Can we separate work and home?
In reality, this temporal separation has its limits. Since the 1980s, sociologists and psychologists have been highlighting the permeability of times and spaces. Theorists of the school of human relations, including Abraham Maslow, to whom we owe the famous pyramid of needs, emphasize that when faced with certain dissatisfactions and/or emotions, humans are not able to manage a conscious agenda. For example, the feeling of safety is particularly vital, and cannot be easily separated between work and home life. Whatever the cause, feelings of insecurity are likely to have the same damaging effects on both work and home life. The same goes for self-confidence, which is rooted in various dimensions of our personality and our journey and whose balance cannot be tipped heavily towards one aspect of existence and left wanting in others.
Sociologist Monique Haicault completed the picture in 1984 by coining the expression “mental load”. Even when we consciously divide our time and spaces, our brains aren’t able to pigeonhole our concerns!

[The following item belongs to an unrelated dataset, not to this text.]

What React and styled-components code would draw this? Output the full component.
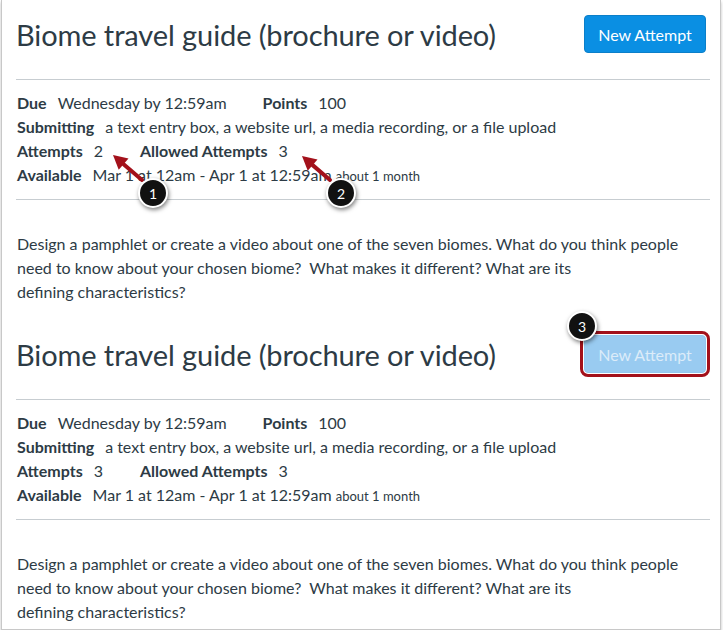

In other words, it is an illusion to believe that someone can “be a different person” depending on whether they are at work or elsewhere. Yes, we can certainly put on masks, take on roles and “play the game”. But that means losing our authenticity, which has an impact on our physical and mental health, our relationships, our commitment and our resilience.
Work-life porosity
The debate on whether or not it is possible to draw boundaries between the spaces and times in our existence has been rife since the beginning of the 2000s, when we suddenly all became reachable round the clock. We all feel it. Just having a smartphone, an internet connection or a laptop is enough to blur the lines throughout our day. And now that we are familiar with the idea of working from home, there is no longer any real doubt: wherever we are, we are potentially at work, while be potentially at home.
Blurring doesn’t just mean working from home or dealing with personal matters at work. It also reflects a broader merging of social spheres. We’ve never spent so much time with people from similar socio-professional backgrounds, both during the so-called work hours and in our personal lives. It’s how we network, especially on social media, where we present ourselves in a spectrum of personal and professional tones, with one eye on our own branding. It’s also in the rise of personal development practices, which are as much about wellbeing as they are about boosting productivity.
Sustainable blurring
What about the right to disconnect? The measure is clearly necessary, both to protect against the excesses of unscrupulous or overly demanding employers, and to guard against the risk of overcommitment by workers who are unable to stop until they’ve passed the point of exhaustion.
But we have to face facts: legislation is simply chasing after what looks like an anthropological shift. It’s difficult to imagine returning to a 1960s or 1970s-style separation of spaces and times.
Also, the question we should ask is not so much how do we re-establish our boundaries, but rather how do we achieve sustainable blurring? Because in absolute terms, blurring isn’t a bad thing, it is even consistent with how our minds work naturally. We are whole beings who exist holistically. We reason by associating ideas, we know how to transpose acquired knowledge from one experience into the practices of another, we experience emotions which by definition are not “manageable”, and there is nothing natural about a divided life.
But we can’t be available all the time. Because there are only 24 hours in a day. Because our brains cannot make more than 6 or 7 conscious decisions per day. Because our body needs sleep, as well as frequent changes of pace, between moments of intense activity, moments of less intense activity and moments of inactivity. We don’t necessarily need more limits, but more space and time to do things, to experience relationships and to acquire knowledge.
So let’s keep blurring, while respecting how our minds and bodies work naturally.